Upon the euro's launch on 1 January 1999, EU nations began considering the prospects of adopting the currency in a functional capacity. Following an introductory 3-year trial-term where it was used exclusively for accounting and electronic payment purposes, the EUR was ready to enter circulation.

On 1 January 2002, EUR banknotes and coinage were introduced into Europe's monetary system.[2] Twelve EU nations initially adopted the EUR, conducting the largest currency changeover in history.[2] Upon the changeover being completed, the original incarnation of the eurozone was formed.

Economics And Monetary Policy

Aside from the United Kingdom (as of this writing, still a member of the EU), the largest economies in the EU are included in the eurozone. For 2017, eurozone nations generated a majority of the EU's GDP led by Germany (21.3%), France (14.9%), Italy (11.2%) and Spain (7.6%).[1]

Although 19 of the 28 EU members have adopted the euro, others have not yet met the criteria for EUR introduction or have chosen to opt-out[3]:

  • Awaiting Qualification: Bulgaria, Croatia, Czechia, Hungary, Poland, Romania, Sweden
  • Opt-Out: Denmark, United Kingdom

In total, the eurozone boasts a population of 341.9 million people[4] and a total land mass of 2.6 million square kilometers.[5] While there is no centralised political or fiscal regulations governing the nations of the eurozone, monetary policy is managed by the European Central Bank (ECB). The mission statement of the ECB is as follows[6]:

"The ECB and the national central banks together constitute the Eurosystem, the central banking system of the euro area.
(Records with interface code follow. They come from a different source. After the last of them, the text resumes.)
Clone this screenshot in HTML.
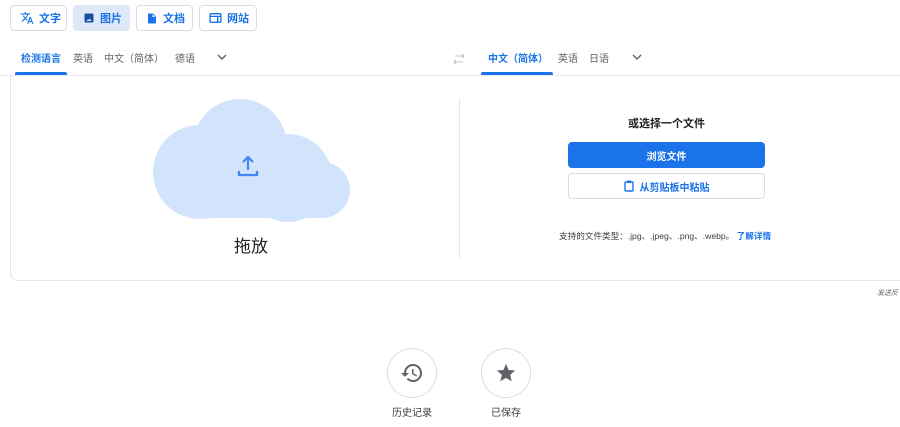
<!DOCTYPE html>
<html><head><meta charset="utf-8"><style>
*{box-sizing:border-box;margin:0;padding:0}
body{width:900px;height:427px;overflow:hidden;background:#fff;font-family:"Liberation Sans","Noto Sans CJK SC",sans-serif;color:#3c4043;position:relative}
.btn{position:absolute;top:5px;height:26px;border:1px solid #dadce0;border-radius:4px;font-size:11px;color:#1a73e8;display:flex;align-items:center;padding-left:9px;gap:5px;font-weight:bold}
.btn.sel{background:#dde8f9;border-color:#dde8f9}
.tab{position:absolute;top:50px;font-size:10px;color:#5f6368}
.abs{position:absolute}
</style></head><body>
<div class="btn" style="left:10px;width:57px"><svg width="14" height="14" viewBox="0 0 24 24"><path fill="#1a73e8" d="M12.9 15.1l-2.5-2.5v0c1.7-1.9 3-4.1 3.7-6.5H17V4h-7V2H8v2H1v2h11.2c-.7 1.9-1.7 3.8-3.2 5.3-1-1.1-1.8-2.3-2.4-3.6h-2c.7 1.6 1.7 3.200 3 4.6L2.6 17.3 4 18.7l5-5 3.1 3.1.8-1.7zM18.5 10h-2L12 22h2l1.1-3h4.8l1.1 3h2l-4.5-12zm-2.6 7l1.6-4.3 1.6 4.3h-3.2z"/></svg>文字</div>
<div class="btn sel" style="left:73px;width:57px"><svg width="12" height="12" viewBox="0 0 24 24"><path fill="#1a4f9e" d="M21 19V5c0-1.1-.9-2-2-2H5c-1.1 0-2 .9-2 2v14c0 1.1.9 2 2 2h14c1.1 0 2-.9 2-2zM8 15l2 2 3-4 4 5H7z"/></svg>图片</div>
<div class="btn" style="left:136px;width:57px"><svg width="12" height="13" viewBox="0 0 24 24"><path fill="#1a73e8" d="M14 2H6c-1.1 0-2 .9-2 2v16c0 1.1.9 2 2 2h12c1.1 0 2-.9 2-2V8l-6-6zm-1 7V3.5L18.5 9H13z"/></svg>文档</div>
<div class="btn" style="left:199px;width:58px"><svg width="13" height="12" viewBox="0 0 24 22"><rect x="2" y="3" width="20" height="16" rx="2" fill="none" stroke="#1a73e8" stroke-width="2.5"/><path d="M2 8h20M16 8v11" stroke="#1a73e8" stroke-width="2.5"/></svg>网站</div>

<div class="tab" style="left:21px;color:#1a73e8;font-weight:bold">检测语言</div>
<div class="abs" style="left:15px;top:72px;width:52px;height:3px;background:#1a73e8;border-radius:2px 2px 0 0"></div>
<div class="tab" style="left:73px">英语</div>
<div class="tab" style="left:104px">中文（简体）</div>
<div class="tab" style="left:175px">德语</div>
<svg class="abs" style="left:216px;top:52px" width="12" height="10" viewBox="0 0 12 10"><path d="M2 3l4 4 4-4" fill="none" stroke="#5f6368" stroke-width="1.4"/></svg>
<svg class="abs" style="left:452px;top:53px" width="14" height="12" viewBox="0 0 14 12"><path d="M3 3h9M10 1l2 2-2 2M11 9H2M4 7L2 9l2 2" fill="none" stroke="#bdc1c6" stroke-width="1"/></svg>
<div class="tab" style="left:488px;color:#1a73e8;font-weight:bold">中文（简体）</div>
<div class="abs" style="left:481px;top:72px;width:72px;height:3px;background:#1a73e8;border-radius:2px 2px 0 0"></div>
<div class="tab" style="left:558px">英语</div>
<div class="tab" style="left:589px">日语</div>
<svg class="abs" style="left:631px;top:52px" width="12" height="10" viewBox="0 0 12 10"><path d="M2 3l4 4 4-4" fill="none" stroke="#5f6368" stroke-width="1.4"/></svg>
<div class="abs" style="left:0;top:75px;width:900px;height:1px;background:#e8eaed"></div>

<div class="abs" style="left:10px;top:75px;width:900px;height:206px;border:1px solid #e3e5e8;border-top:none;border-radius:0 0 8px 8px"></div>

<svg class="abs" style="left:0;top:0" width="460" height="280">
<g fill="#d2e3fc"><circle cx="240" cy="146" r="47"/><circle cx="200" cy="172" r="47"/><circle cx="288" cy="178" r="44"/><circle cx="322" cy="190" r="28"/><rect x="200" y="170" width="122" height="48"/></g>
<path d="M248 170v-12M243 162l5-5 5 5M239 171v4h18v-4" fill="none" stroke="#4285f4" stroke-width="2.2"/>
</svg>
<div class="abs" style="left:234px;top:232px;font-size:17px;color:#202124">拖放</div>
<div class="abs" style="left:459px;top:98px;width:1px;height:160px;background:#e3e5e8"></div>

<div class="abs" style="left:628px;top:115px;font-size:11px;font-weight:bold;color:#202124">或选择一个文件</div>
<div class="abs" style="left:568px;top:142px;width:197px;height:26px;background:#1a73e8;border-radius:4px;color:#fff;font-size:10px;font-weight:bold;display:flex;align-items:center;justify-content:center">浏览文件</div>
<div class="abs" style="left:568px;top:173px;width:197px;height:26px;border:1px solid #dadce0;border-radius:4px;color:#1a73e8;font-size:10px;font-weight:bold;display:flex;align-items:center;justify-content:center;gap:6px"><svg width="10" height="12" viewBox="0 0 10 12"><rect x="1" y="2" width="8" height="9" rx="1" fill="none" stroke="#1a73e8" stroke-width="1.4"/><rect x="3" y="0.5" width="4" height="2.5" fill="#1a73e8"/></svg>从剪贴板中粘贴</div>
<div class="abs" style="left:559px;top:230px;font-size:8.6px;color:#3c4043;white-space:nowrap">支持的文件类型：.jpg、.jpeg、.png、.webp。 <span style="color:#1a73e8;font-weight:bold">了解详情</span></div>
<div class="abs" style="left:877px;top:288px;font-size:7px;font-style:italic;color:#5f6368">发送反</div>

<div class="abs" style="left:387px;top:348px;width:50px;height:50px;border:1px solid #dadce0;border-radius:50%"></div>
<svg class="abs" style="left:400px;top:361px" width="24" height="24" viewBox="0 0 24 24"><path fill="#5f6368" d="M13 3a9 9 0 0 0-9 9H1l3.9 3.9L9 12H6c0-3.9 3.1-7 7-7s7 3.1 7 7-3.1 7-7 7c-1.9 0-3.7-.8-4.9-2.1l-1.4 1.4C8.3 20 10.5 21 13 21a9 9 0 0 0 0-18zm-1 5v5l4.3 2.5.7-1.2-3.5-2.1V8z"/></svg>
<div class="abs" style="left:392px;top:404px;font-size:10px;color:#3c4043">历史记录</div>
<div class="abs" style="left:481px;top:348px;width:50px;height:50px;border:1px solid #dadce0;border-radius:50%"></div>
<svg class="abs" style="left:495px;top:362px" width="22" height="22" viewBox="0 0 24 24"><path fill="#5f6368" d="M12 17.3l6.2 3.7-1.6-7 5.4-4.7-7.2-.6L12 2 9.2 8.7 2 9.3l5.5 4.7-1.7 7z"/></svg>
<div class="abs" style="left:491px;top:404px;font-size:10px;color:#3c4043">已保存</div>
</body></html>
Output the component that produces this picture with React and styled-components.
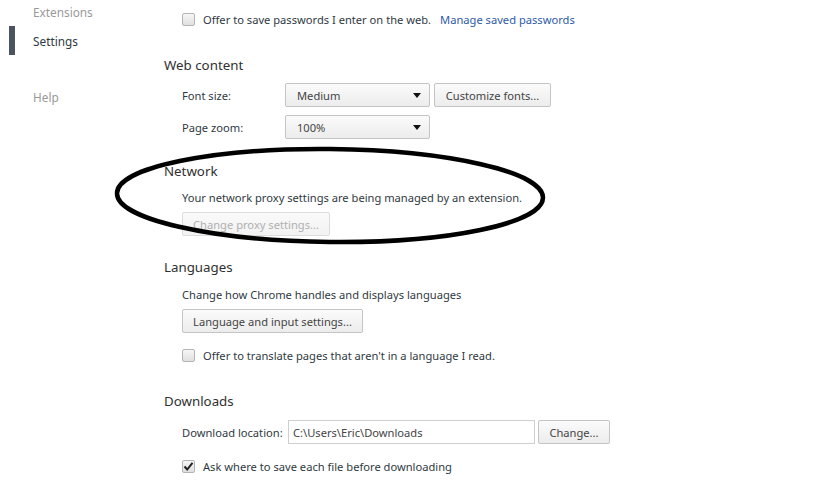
import React from "react";
import styled, { createGlobalStyle, css } from "styled-components";

const Global = createGlobalStyle`
  html, body { margin: 0; padding: 0; background: #fff; }
  body { font-family: "Noto Sans", "Open Sans", sans-serif; font-size: 11.15px; color: #303942; }
  * { box-sizing: border-box; }
`;

const Page = styled.div`
  position: relative;
  display: flex;
  width: 832px;
  height: 497px;
  overflow: hidden;
  background: #fff;
`;

const Sidebar = styled.nav`
  width: 164px;
  flex: none;
  display: flex;
  flex-direction: column;
  padding-left: 9px;
  margin-top: -3px;
`;

const NavItem = styled.div`
  height: 29px;
  display: flex;
  align-items: center;
  padding-left: 18px;
  border-left: 6px solid ${(p) => (p.$active ? "#4b545e" : "transparent")};
  font-size: 11.8px;
  color: ${(p) => (p.$active ? "#303942" : "#999")};
  margin-top: ${(p) => p.$gap || 0}px;
`;

const Main = styled.main`
  flex: 1;
  display: flex;
  flex-direction: column;
  padding-top: 7px;
`;

const Section = styled.section`
  display: flex;
  flex-direction: column;
  margin-top: ${(p) => p.$gap || 0}px;
`;

const Heading = styled.h3`
  margin: 0;
  height: 20px;
  line-height: 20px;
  font-size: 13.3px;
  font-weight: normal;
  color: #303030;
`;

const Body = styled.div`
  display: flex;
  flex-direction: column;
  padding-left: 18px;
`;

const Row = styled.div`
  display: flex;
  align-items: center;
  height: ${(p) => (p.$text ? 20 : 24)}px;
  margin-top: ${(p) => p.$gap || 0}px;
  white-space: nowrap;
`;

const Label = styled.span`
  width: ${(p) => (p.$w ? `${p.$w}px` : "auto")};
  flex: none;
`;

const Link = styled.a`
  color: #2d5aa8;
  margin-left: 9px;
  text-decoration: none;
`;

const controlBg = css`
  background: linear-gradient(#fbfbfb, #ececec);
  border: 1px solid #c4c4c4;
  border-radius: 2px;
`;

const Select = styled.div`
  ${controlBg};
  width: ${(p) => p.$w}px;
  height: 24px;
  display: flex;
  align-items: center;
  justify-content: space-between;
  padding: 0 8px 0 11px;
  color: #444;
`;

const Arrow = styled.span`
  width: 0;
  height: 0;
  border-left: 4px solid transparent;
  border-right: 4px solid transparent;
  border-top: 5px solid #111;
`;

const Button = styled.button`
  ${controlBg};
  font: inherit;
  height: 24px;
  width: ${(p) => p.$w}px;
  margin-left: ${(p) => p.$ml || 0}px;
  padding: 0;
  color: #444;
  ${(p) =>
    p.disabled &&
    css`
      background: linear-gradient(#fafafa, #f2f2f2);
      border-color: #dcdcdc;
      color: #b0b0b0;
    `}
`;

const Input = styled.div`
  width: 247px;
  height: 24px;
  border: 1px solid #cfcfcf;
  display: flex;
  align-items: center;
  padding-left: 4px;
  color: #444;
`;

const Box = styled.span`
  width: 13px;
  height: 13px;
  flex: none;
  border: 1px solid #b4b4b4;
  border-radius: 2px;
  background: linear-gradient(#f6f6f6, #e0e0e0);
  margin-right: 8px;
  display: flex;
  align-items: center;
  justify-content: center;
`;

const Overlay = styled.svg`
  position: absolute;
  left: 0;
  top: 0;
  pointer-events: none;
`;

const Checkbox = ({ checked, children }) => (
  <>
    <Box>
      {checked && (
        <svg width="11" height="11" viewBox="0 0 11 11">
          <path d="M1.5 5.5 L4.2 8.5 L9.5 1.8" fill="none" stroke="#222" strokeWidth="2" />
        </svg>
      )}
    </Box>
    <span>{children}</span>
  </>
);

export default function App() {
  return (
    <Page>
      <Global />
      <Sidebar>
        <NavItem>Extensions</NavItem>
        <NavItem $active>Settings</NavItem>
        <NavItem $gap={27}>Help</NavItem>
      </Sidebar>
      <Main>
        <Body>
          <Row>
            <Checkbox>Offer to save passwords I enter on the web.</Checkbox>
            <Link>Manage saved passwords</Link>
          </Row>
        </Body>

        <Section $gap={24}>
          <Heading>Web content</Heading>
          <Body>
            <Row $gap={8}>
              <Label $w={103}>Font size:</Label>
              <Select $w={145}>
                Medium <Arrow />
              </Select>
              <Button $w={117} $ml={4}>Customize fonts...</Button>
            </Row>
            <Row $gap={8}>
              <Label $w={103}>Page zoom:</Label>
              <Select $w={145}>
                100% <Arrow />
              </Select>
            </Row>
          </Body>
        </Section>

        <Section $gap={22}>
          <Heading>Network</Heading>
          <Body>
            <Row $text $gap={6}>Your network proxy settings are being managed by an extension.</Row>
            <Row $gap={5}>
              <Button $w={148} disabled>Change proxy settings...</Button>
            </Row>
          </Body>
        </Section>

        <Section $gap={21}>
          <Heading>Languages</Heading>
          <Body>
            <Row $text $gap={7}>Change how Chrome handles and displays languages</Row>
            <Row $gap={5}>
              <Button $w={181}>Language and input settings...</Button>
            </Row>
            <Row $gap={10}>
              <Checkbox>Offer to translate pages that aren't in a language I read.</Checkbox>
            </Row>
          </Body>
        </Section>

        <Section $gap={24}>
          <Heading>Downloads</Heading>
          <Body>
            <Row $gap={9}>
              <Label $w={106}>Download location:</Label>
              <Input>C:\Users\Eric\Downloads</Input>
              <Button $w={72} $ml={3}>Change...</Button>
            </Row>
            <Row $gap={10}>
              <Checkbox checked>Ask where to save each file before downloading</Checkbox>
            </Row>
          </Body>
        </Section>
      </Main>
      <Overlay width="832" height="497" viewBox="0 0 832 497">
        <ellipse cx="330" cy="195.5" rx="213" ry="46.5" fill="none" stroke="#000" strokeWidth="4.5" transform="rotate(0.6 330 195)" />
      </Overlay>
    </Page>
  );
}
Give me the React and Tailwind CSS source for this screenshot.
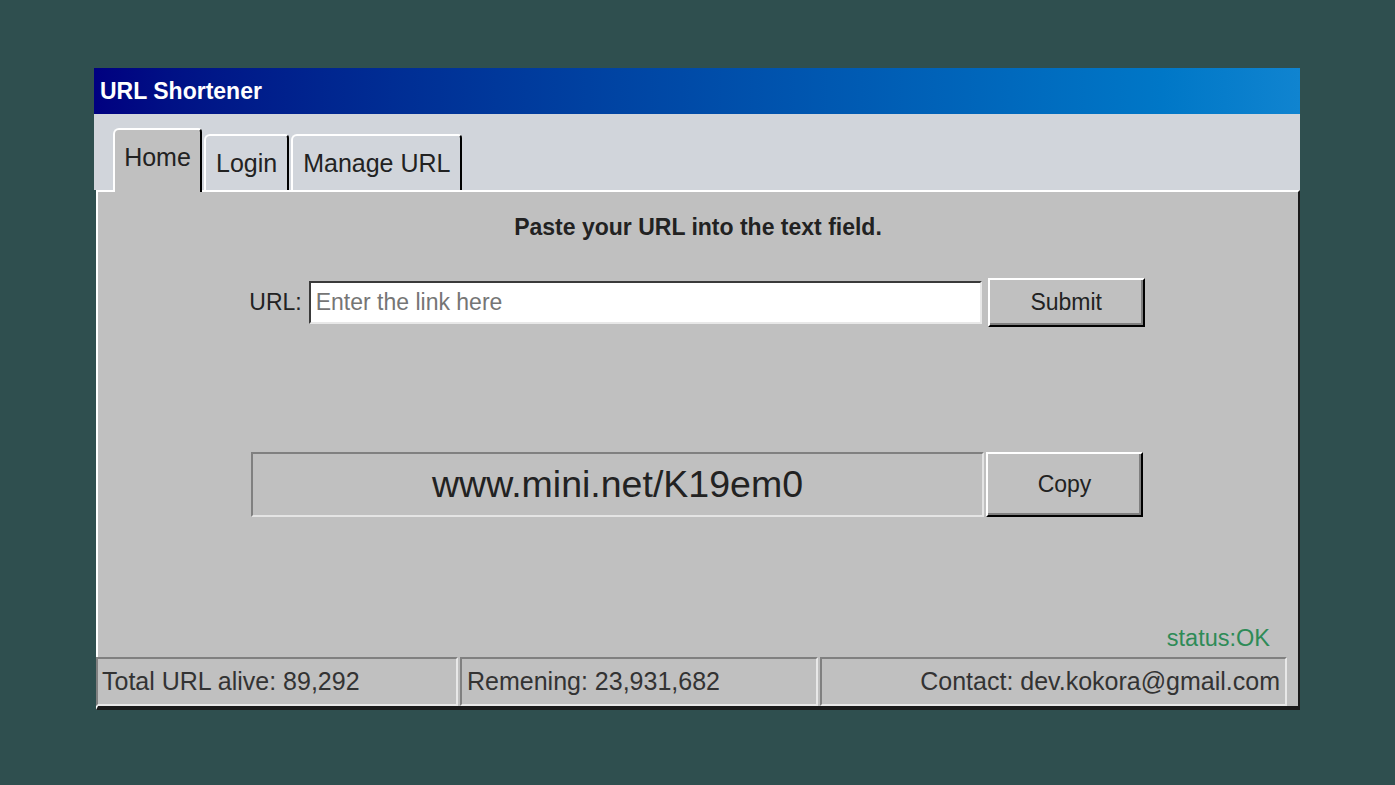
import { useState } from 'react'

const font = { fontFamily: '"Liberation Sans", Arial, sans-serif' }

function Tab({ label, active, onClick }) {
  if (active) {
    return (
      <button
        onClick={onClick}
        className="relative z-10 w-[89px] h-[64px] -mb-[2px] bg-[#c0c0c0] border-t-2 border-l-2 border-r-2 border-t-white border-l-white border-r-black rounded-tl-[6px] rounded-tr-[4px] text-[25px] text-[#222] pb-[6px]"
      >
        {label}
      </button>
    )
  }
  return (
    <button
      onClick={onClick}
      className="h-[56px] px-[10px] bg-[#d1d5db] border-t-2 border-l-2 border-r-2 border-t-white border-l-white border-r-black rounded-tl-[6px] rounded-tr-[4px] text-[25px] text-[#222] pt-[2px]"
    >
      {label}
    </button>
  )
}

export default function App() {
  const [tab, setTab] = useState('Home')
  const [url, setUrl] = useState('')

  return (
    <div className="min-h-[785px] w-full bg-[#2f4f4f] pt-[68px]" style={font}>
      <div className="ml-[94px] w-[1206px] h-[642px] flex flex-col">
        <div className="h-[46px] flex items-center px-[6px] bg-gradient-to-r from-[#000080] to-[#1084d0]">
          <span className="text-white font-bold text-[23px]">URL Shortener</span>
        </div>

        <div className="h-[76px] bg-[#d1d5db] flex items-end pl-[19px] gap-[2px]">
          {['Home', 'Login', 'Manage URL'].map(t => (
            <Tab key={t} label={t} active={tab === t} onClick={() => setTab(t)} />
          ))}
        </div>

        <div className="flex-1 ml-[2px] bg-[#c0c0c0] border-t-2 border-l-2 border-r-2 border-b-[4px] border-t-white border-l-white border-r-[#1a1a1a] border-b-[#1a1a1a] flex flex-col">
          <p className="text-center font-bold text-[23px] text-[#222] mt-[18px]">
            Paste your URL into the text field.
          </p>

          <div className="flex items-center justify-center mt-[33px] pr-[2px]">
            <label className="text-[23px] text-[#222] mr-[7px]">URL:</label>
            <input
              value={url}
              onChange={e => setUrl(e.target.value)}
              placeholder="Enter the link here"
              className="w-[673px] h-[43px] bg-white border-2 border-t-[#3a3a3a] border-l-[#3a3a3a] border-b-[#e8e8e8] border-r-[#e8e8e8] px-[5px] text-[23px] text-[#222] placeholder-[#757575] outline-none"
            />
            <button className="ml-[6px] w-[157px] h-[49px] bg-[#c0c0c0] border-2 border-t-white border-l-white border-r-black border-b-black shadow-[inset_-2px_-2px_#808080] text-[23px] text-[#222]">
              Submit
            </button>
          </div>

          <div className="flex items-center justify-center mt-[125px] pr-[2px]">
            <div className="w-[733px] h-[65px] border-2 border-t-[#808080] border-l-[#808080] border-b-[#e4e4e4] border-r-[#e4e4e4] flex items-center justify-center text-[37.5px] text-[#222]">
              www.mini.net/K19em0
            </div>
            <button className="ml-[2px] w-[157px] h-[65px] bg-[#c0c0c0] border-2 border-t-white border-l-white border-r-black border-b-black shadow-[inset_-2px_-2px_#808080] text-[23px] text-[#222]">
              Copy
            </button>
          </div>

          <div className="mt-auto flex justify-end pr-[28px]">
            <span className="text-[23.5px] text-[#2e8b57]">status:OK</span>
          </div>

          <div className="flex gap-[2px] mt-[1px] -ml-[2px]">
            <div className="w-[362px] h-[49px] border-2 border-t-[#808080] border-l-[#808080] border-b-[#e8e8e8] border-r-[#e8e8e8] flex items-center px-[4px] text-[25px] text-[#333]">
              Total URL alive: 89,292
            </div>
            <div className="w-[358px] h-[49px] border-2 border-t-[#808080] border-l-[#808080] border-b-[#e8e8e8] border-r-[#e8e8e8] flex items-center px-[5px] text-[25px] text-[#333]">
              Remening: 23,931,682
            </div>
            <div className="w-[467px] h-[49px] border-2 border-t-[#808080] border-l-[#808080] border-b-[#e8e8e8] border-r-[#e8e8e8] flex items-center justify-end px-[5px] text-[25px] text-[#333]">
              Contact: dev.kokora@gmail.com
            </div>
          </div>
        </div>
      </div>
    </div>
  )
}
The main objective of the Eurosystem is to maintain price stability: safeguarding the value of the euro."

In order to promote pricing stability and the integrity of the euro, the ECB is commissioned with several monetary system functions. Among them are banking supervision, issuance of banknotes, market research, and fostering international and European cooperation.[7] The primary tools by which the ECB advances pricing stability are through the adjustment of short-term interest rates and preserving liquidity in the interbank lending market.[8]

This page was last updated on 9th January 2020.